§ **Stated problem**
Filter the data below for the string "React" and copy each matching line.
+ + + +
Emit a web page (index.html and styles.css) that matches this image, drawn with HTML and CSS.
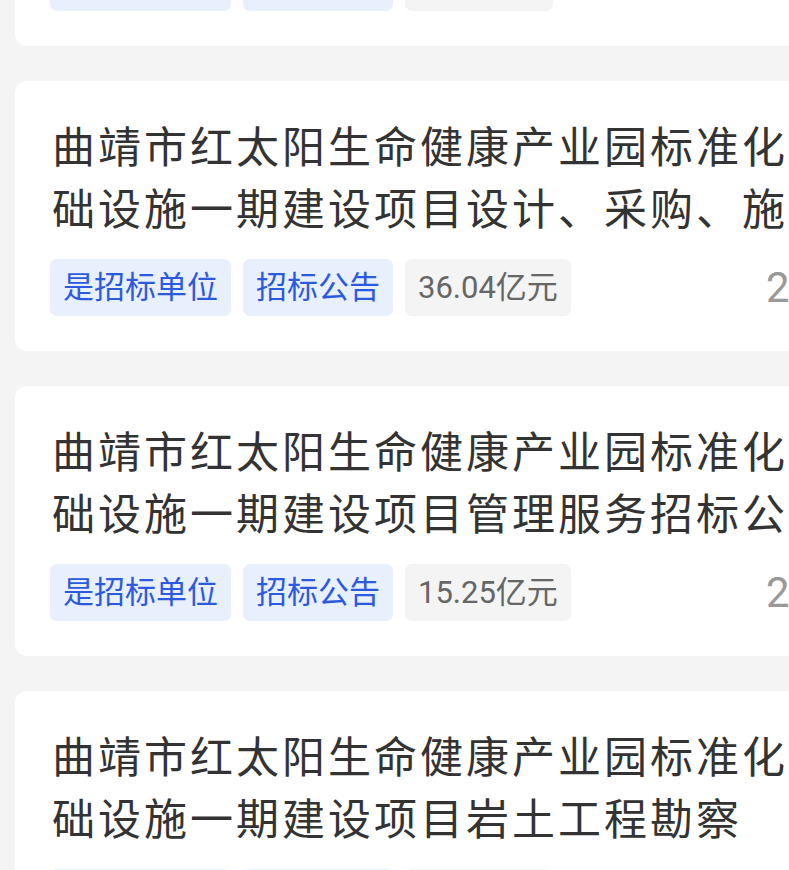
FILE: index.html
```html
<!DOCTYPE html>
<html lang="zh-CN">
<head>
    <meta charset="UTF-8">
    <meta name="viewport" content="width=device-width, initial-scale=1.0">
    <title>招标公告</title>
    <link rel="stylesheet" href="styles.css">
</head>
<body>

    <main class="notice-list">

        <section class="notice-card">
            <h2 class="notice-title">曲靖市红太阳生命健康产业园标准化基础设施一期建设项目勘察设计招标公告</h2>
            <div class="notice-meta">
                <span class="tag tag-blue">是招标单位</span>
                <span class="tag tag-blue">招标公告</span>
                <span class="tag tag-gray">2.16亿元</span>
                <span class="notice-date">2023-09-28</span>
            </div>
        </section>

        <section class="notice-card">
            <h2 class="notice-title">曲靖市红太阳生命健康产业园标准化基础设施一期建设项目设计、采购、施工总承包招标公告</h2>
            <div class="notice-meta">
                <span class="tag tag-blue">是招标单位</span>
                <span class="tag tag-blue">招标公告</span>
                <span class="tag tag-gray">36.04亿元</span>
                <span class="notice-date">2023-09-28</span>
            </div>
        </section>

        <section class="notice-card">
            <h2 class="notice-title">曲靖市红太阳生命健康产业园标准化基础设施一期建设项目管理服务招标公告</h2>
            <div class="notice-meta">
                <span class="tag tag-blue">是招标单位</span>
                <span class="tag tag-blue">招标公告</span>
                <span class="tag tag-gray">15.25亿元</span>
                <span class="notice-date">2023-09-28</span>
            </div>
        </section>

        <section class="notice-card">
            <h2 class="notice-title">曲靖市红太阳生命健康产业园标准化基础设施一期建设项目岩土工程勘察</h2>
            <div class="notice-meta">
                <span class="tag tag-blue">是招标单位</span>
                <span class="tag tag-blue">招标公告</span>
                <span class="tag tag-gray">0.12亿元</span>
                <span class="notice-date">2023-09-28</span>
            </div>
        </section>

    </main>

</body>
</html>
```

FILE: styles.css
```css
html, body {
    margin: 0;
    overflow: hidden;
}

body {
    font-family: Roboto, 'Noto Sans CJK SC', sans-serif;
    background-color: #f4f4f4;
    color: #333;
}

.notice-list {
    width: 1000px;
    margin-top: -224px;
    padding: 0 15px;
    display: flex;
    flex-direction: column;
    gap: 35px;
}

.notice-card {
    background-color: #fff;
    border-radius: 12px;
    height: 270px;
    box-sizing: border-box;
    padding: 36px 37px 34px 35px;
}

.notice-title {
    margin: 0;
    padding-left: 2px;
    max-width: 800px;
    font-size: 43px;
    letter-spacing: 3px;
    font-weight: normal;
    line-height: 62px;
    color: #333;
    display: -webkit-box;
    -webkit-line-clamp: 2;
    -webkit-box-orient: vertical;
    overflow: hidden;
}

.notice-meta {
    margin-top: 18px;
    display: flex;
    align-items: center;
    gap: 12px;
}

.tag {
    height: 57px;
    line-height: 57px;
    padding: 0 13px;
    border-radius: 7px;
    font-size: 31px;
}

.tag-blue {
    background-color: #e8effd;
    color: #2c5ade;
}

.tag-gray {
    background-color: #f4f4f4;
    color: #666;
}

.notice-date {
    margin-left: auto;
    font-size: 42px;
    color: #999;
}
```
+ + + +
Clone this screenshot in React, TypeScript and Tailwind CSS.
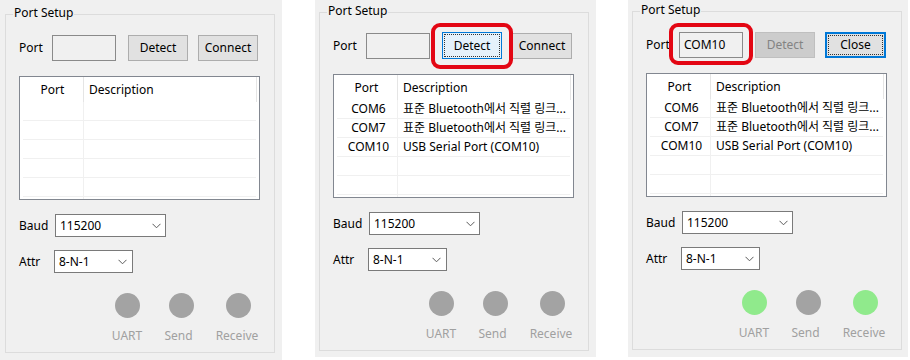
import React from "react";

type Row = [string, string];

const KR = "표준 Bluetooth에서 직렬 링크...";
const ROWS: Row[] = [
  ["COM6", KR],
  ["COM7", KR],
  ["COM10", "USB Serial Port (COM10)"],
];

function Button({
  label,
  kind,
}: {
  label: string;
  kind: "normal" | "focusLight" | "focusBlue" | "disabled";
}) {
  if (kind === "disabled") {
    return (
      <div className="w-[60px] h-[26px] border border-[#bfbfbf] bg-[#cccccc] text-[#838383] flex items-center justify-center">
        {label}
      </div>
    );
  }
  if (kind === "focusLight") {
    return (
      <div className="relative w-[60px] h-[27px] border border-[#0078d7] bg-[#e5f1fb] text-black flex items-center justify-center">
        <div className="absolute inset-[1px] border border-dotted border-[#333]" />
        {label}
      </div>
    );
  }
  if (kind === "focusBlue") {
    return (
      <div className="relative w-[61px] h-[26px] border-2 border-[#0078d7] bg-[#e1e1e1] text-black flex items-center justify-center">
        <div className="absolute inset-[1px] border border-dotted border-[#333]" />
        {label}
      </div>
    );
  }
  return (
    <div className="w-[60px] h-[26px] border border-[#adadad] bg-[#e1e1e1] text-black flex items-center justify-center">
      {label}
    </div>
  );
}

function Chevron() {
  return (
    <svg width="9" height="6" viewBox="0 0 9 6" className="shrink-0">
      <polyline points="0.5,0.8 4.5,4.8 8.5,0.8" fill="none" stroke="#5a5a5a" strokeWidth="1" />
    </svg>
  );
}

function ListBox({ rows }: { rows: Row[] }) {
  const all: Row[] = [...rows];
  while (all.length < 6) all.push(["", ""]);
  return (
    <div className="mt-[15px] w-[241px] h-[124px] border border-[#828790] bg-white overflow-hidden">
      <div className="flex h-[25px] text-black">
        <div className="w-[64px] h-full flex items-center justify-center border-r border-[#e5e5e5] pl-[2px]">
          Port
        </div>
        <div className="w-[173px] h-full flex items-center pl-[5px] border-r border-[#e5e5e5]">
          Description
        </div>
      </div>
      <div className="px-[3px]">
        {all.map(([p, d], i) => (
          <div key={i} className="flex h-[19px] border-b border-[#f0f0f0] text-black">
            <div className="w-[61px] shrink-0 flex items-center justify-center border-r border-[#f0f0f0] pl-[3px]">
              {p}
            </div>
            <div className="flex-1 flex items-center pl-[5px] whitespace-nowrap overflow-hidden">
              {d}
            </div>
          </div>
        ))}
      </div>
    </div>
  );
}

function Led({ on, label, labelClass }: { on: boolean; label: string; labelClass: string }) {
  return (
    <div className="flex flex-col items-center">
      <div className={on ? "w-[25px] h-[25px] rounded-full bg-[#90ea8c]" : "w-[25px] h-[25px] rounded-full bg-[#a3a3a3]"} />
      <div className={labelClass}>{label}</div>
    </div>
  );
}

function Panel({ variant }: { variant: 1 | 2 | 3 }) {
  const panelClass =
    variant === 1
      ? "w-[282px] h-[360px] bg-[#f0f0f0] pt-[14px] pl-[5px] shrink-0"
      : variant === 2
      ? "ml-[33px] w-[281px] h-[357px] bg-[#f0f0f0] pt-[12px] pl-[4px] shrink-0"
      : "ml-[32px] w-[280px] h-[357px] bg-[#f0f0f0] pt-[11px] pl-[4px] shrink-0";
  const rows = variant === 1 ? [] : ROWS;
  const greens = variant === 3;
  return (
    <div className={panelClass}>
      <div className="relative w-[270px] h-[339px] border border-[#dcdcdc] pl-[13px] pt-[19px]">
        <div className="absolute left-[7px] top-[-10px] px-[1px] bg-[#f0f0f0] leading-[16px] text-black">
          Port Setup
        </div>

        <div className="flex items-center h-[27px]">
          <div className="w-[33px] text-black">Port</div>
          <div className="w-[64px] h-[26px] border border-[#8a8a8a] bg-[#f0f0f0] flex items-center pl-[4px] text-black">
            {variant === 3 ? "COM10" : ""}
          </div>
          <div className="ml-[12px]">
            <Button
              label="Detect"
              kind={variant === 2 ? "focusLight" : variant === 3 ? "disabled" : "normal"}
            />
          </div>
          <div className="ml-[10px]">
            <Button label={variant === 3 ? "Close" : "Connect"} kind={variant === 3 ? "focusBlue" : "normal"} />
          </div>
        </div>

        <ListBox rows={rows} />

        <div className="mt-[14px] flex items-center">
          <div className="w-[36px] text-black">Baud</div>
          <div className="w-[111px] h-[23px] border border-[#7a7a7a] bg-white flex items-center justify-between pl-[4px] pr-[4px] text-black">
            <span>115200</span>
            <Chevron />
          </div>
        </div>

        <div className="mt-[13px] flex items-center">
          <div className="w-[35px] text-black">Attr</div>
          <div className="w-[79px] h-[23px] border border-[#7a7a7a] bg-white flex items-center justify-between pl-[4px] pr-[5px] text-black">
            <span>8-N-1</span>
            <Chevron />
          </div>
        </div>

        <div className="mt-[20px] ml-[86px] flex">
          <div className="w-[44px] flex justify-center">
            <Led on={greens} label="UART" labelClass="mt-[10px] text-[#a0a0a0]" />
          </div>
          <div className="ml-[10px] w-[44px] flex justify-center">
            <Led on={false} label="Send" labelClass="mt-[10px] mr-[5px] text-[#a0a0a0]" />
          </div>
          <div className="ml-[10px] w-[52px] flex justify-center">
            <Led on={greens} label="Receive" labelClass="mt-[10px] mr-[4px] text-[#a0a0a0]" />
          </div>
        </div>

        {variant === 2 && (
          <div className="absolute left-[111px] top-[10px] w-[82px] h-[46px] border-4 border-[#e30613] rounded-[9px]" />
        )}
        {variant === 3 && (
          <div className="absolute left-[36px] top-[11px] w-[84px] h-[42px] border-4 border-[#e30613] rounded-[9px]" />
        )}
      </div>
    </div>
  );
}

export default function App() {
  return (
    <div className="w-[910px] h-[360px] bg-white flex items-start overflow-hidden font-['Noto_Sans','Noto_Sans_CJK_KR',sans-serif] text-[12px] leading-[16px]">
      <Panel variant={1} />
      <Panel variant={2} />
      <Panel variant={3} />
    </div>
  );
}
+ + + +
§ **Result of this task**
Clone this screenshot in React, TypeScript and Tailwind CSS.
import React from "react";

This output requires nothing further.